++++ DATA ++++

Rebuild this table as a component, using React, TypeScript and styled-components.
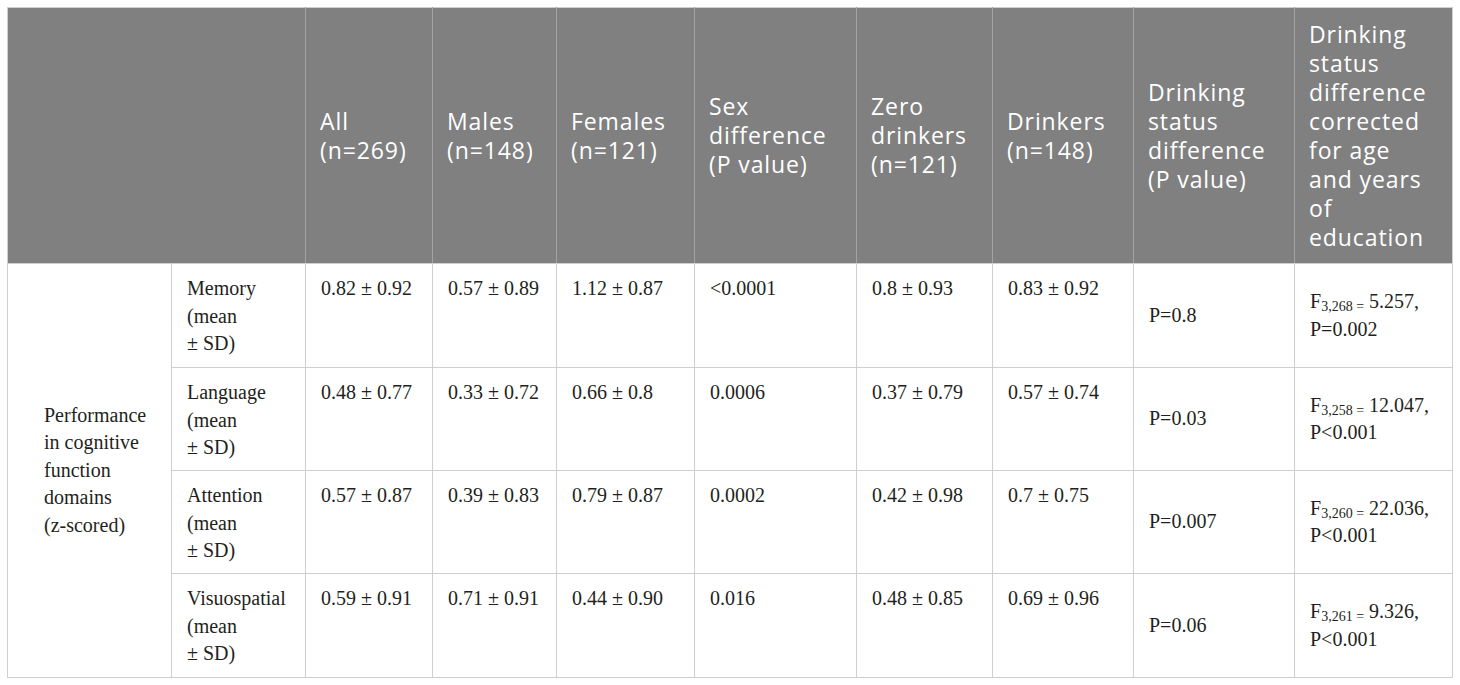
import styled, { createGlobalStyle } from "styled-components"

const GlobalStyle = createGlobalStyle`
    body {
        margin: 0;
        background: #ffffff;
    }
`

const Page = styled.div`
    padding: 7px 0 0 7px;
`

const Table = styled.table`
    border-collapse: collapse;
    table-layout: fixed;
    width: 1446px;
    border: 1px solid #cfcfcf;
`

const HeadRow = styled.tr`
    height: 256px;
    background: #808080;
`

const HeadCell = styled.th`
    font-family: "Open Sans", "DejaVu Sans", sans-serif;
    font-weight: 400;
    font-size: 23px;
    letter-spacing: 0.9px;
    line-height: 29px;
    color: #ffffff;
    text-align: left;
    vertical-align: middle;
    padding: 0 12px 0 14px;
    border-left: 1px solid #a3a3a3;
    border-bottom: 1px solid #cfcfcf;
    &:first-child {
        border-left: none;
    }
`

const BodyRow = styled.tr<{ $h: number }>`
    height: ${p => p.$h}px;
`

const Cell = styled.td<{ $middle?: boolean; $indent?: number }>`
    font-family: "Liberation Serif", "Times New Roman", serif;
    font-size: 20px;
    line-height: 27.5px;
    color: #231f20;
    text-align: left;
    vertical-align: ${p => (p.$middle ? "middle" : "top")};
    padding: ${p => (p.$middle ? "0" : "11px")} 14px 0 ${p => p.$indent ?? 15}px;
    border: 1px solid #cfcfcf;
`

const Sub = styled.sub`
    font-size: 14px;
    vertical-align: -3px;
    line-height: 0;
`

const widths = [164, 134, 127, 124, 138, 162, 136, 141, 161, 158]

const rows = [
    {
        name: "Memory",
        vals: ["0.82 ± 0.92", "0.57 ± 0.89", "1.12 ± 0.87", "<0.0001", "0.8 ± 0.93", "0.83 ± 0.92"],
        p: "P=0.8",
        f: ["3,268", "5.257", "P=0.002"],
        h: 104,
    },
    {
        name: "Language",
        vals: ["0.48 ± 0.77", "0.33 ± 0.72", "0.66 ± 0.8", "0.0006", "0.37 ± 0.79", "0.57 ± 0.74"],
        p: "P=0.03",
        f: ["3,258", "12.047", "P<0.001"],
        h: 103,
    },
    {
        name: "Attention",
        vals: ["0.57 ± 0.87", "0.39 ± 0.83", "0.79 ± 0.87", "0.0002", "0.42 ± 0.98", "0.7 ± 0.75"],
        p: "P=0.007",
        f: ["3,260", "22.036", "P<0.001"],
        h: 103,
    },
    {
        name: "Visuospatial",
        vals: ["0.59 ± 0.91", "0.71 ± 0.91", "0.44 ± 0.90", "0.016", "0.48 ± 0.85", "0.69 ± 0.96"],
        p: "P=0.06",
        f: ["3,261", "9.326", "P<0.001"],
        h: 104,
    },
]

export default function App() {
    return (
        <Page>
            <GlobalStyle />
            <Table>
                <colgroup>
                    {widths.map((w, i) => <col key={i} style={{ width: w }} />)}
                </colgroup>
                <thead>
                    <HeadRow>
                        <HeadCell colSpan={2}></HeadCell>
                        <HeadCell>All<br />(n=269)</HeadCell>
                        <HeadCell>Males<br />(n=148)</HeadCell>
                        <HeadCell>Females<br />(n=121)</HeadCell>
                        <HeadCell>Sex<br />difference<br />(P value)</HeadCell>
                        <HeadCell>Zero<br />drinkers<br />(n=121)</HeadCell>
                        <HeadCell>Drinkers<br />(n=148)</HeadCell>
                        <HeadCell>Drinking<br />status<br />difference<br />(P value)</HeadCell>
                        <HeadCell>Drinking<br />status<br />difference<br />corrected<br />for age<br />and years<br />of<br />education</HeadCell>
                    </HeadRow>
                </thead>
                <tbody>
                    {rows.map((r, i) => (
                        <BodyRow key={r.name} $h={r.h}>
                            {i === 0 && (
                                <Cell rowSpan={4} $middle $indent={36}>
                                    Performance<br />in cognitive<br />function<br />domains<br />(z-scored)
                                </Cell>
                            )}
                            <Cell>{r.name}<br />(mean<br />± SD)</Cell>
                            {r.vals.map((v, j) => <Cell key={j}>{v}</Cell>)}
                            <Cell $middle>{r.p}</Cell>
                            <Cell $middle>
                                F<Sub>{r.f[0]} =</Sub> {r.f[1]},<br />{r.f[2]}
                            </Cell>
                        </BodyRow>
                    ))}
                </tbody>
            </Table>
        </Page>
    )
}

++++

## [TASK DETAILS]
Transcribe all the lines above exactly, apart from the pictures.

## [RIGHT ANSWER]
Rebuild this table as a component, using React, TypeScript and styled-components.
import styled, { createGlobalStyle } from "styled-components"

const GlobalStyle = createGlobalStyle`
    body {
        margin: 0;
        background: #ffffff;
    }
`

const Page = styled.div`
    padding: 7px 0 0 7px;
`

const Table = styled.table`
    border-collapse: collapse;
    table-layout: fixed;
    width: 1446px;
    border: 1px solid #cfcfcf;
`

const HeadRow = styled.tr`
    height: 256px;
    background: #808080;
`

const HeadCell = styled.th`
    font-family: "Open Sans", "DejaVu Sans", sans-serif;
    font-weight: 400;
    font-size: 23px;
    letter-spacing: 0.9px;
    line-height: 29px;
    color: #ffffff;
    text-align: left;
    vertical-align: middle;
    padding: 0 12px 0 14px;
    border-left: 1px solid #a3a3a3;
    border-bottom: 1px solid #cfcfcf;
    &:first-child {
        border-left: none;
    }
`

const BodyRow = styled.tr<{ $h: number }>`
    height: ${p => p.$h}px;
`

const Cell = styled.td<{ $middle?: boolean; $indent?: number }>`
    font-family: "Liberation Serif", "Times New Roman", serif;
    font-size: 20px;
    line-height: 27.5px;
    color: #231f20;
    text-align: left;
    vertical-align: ${p => (p.$middle ? "middle" : "top")};
    padding: ${p => (p.$middle ? "0" : "11px")} 14px 0 ${p => p.$indent ?? 15}px;
    border: 1px solid #cfcfcf;
`

const Sub = styled.sub`
    font-size: 14px;
    vertical-align: -3px;
    line-height: 0;
`

const widths = [164, 134, 127, 124, 138, 162, 136, 141, 161, 158]

const rows = [
    {
        name: "Memory",
        vals: ["0.82 ± 0.92", "0.57 ± 0.89", "1.12 ± 0.87", "<0.0001", "0.8 ± 0.93", "0.83 ± 0.92"],
        p: "P=0.8",
        f: ["3,268", "5.257", "P=0.002"],
        h: 104,
    },
    {
        name: "Language",
        vals: ["0.48 ± 0.77", "0.33 ± 0.72", "0.66 ± 0.8", "0.0006", "0.37 ± 0.79", "0.57 ± 0.74"],
        p: "P=0.03",
        f: ["3,258", "12.047", "P<0.001"],
        h: 103,
    },
    {
        name: "Attention",
        vals: ["0.57 ± 0.87", "0.39 ± 0.83", "0.79 ± 0.87", "0.0002", "0.42 ± 0.98", "0.7 ± 0.75"],
        p: "P=0.007",
        f: ["3,260", "22.036", "P<0.001"],
        h: 103,
    },
    {
        name: "Visuospatial",
        vals: ["0.59 ± 0.91", "0.71 ± 0.91", "0.44 ± 0.90", "0.016", "0.48 ± 0.85", "0.69 ± 0.96"],
        p: "P=0.06",
        f: ["3,261", "9.326", "P<0.001"],
        h: 104,
    },
]

export default function App() {
    return (
        <Page>
            <GlobalStyle />
            <Table>
                <colgroup>
                    {widths.map((w, i) => <col key={i} style={{ width: w }} />)}
                </colgroup>
                <thead>
                    <HeadRow>
                        <HeadCell colSpan={2}></HeadCell>
                        <HeadCell>All<br />(n=269)</HeadCell>
                        <HeadCell>Males<br />(n=148)</HeadCell>
                        <HeadCell>Females<br />(n=121)</HeadCell>
                        <HeadCell>Sex<br />difference<br />(P value)</HeadCell>
                        <HeadCell>Zero<br />drinkers<br />(n=121)</HeadCell>
                        <HeadCell>Drinkers<br />(n=148)</HeadCell>
                        <HeadCell>Drinking<br />status<br />difference<br />(P value)</HeadCell>
                        <HeadCell>Drinking<br />status<br />difference<br />corrected<br />for age<br />and years<br />of<br />education</HeadCell>
                    </HeadRow>
                </thead>
                <tbody>
                    {rows.map((r, i) => (
                        <BodyRow key={r.name} $h={r.h}>
                            {i === 0 && (
                                <Cell rowSpan={4} $middle $indent={36}>
                                    Performance<br />in cognitive<br />function<br />domains<br />(z-scored)
                                </Cell>
                            )}
                            <Cell>{r.name}<br />(mean<br />± SD)</Cell>
                            {r.vals.map((v, j) => <Cell key={j}>{v}</Cell>)}
                            <Cell $middle>{r.p}</Cell>
                            <Cell $middle>
                                F<Sub>{r.f[0]} =</Sub> {r.f[1]},<br />{r.f[2]}
                            </Cell>
                        </BodyRow>
                    ))}
                </tbody>
            </Table>
        </Page>
    )
}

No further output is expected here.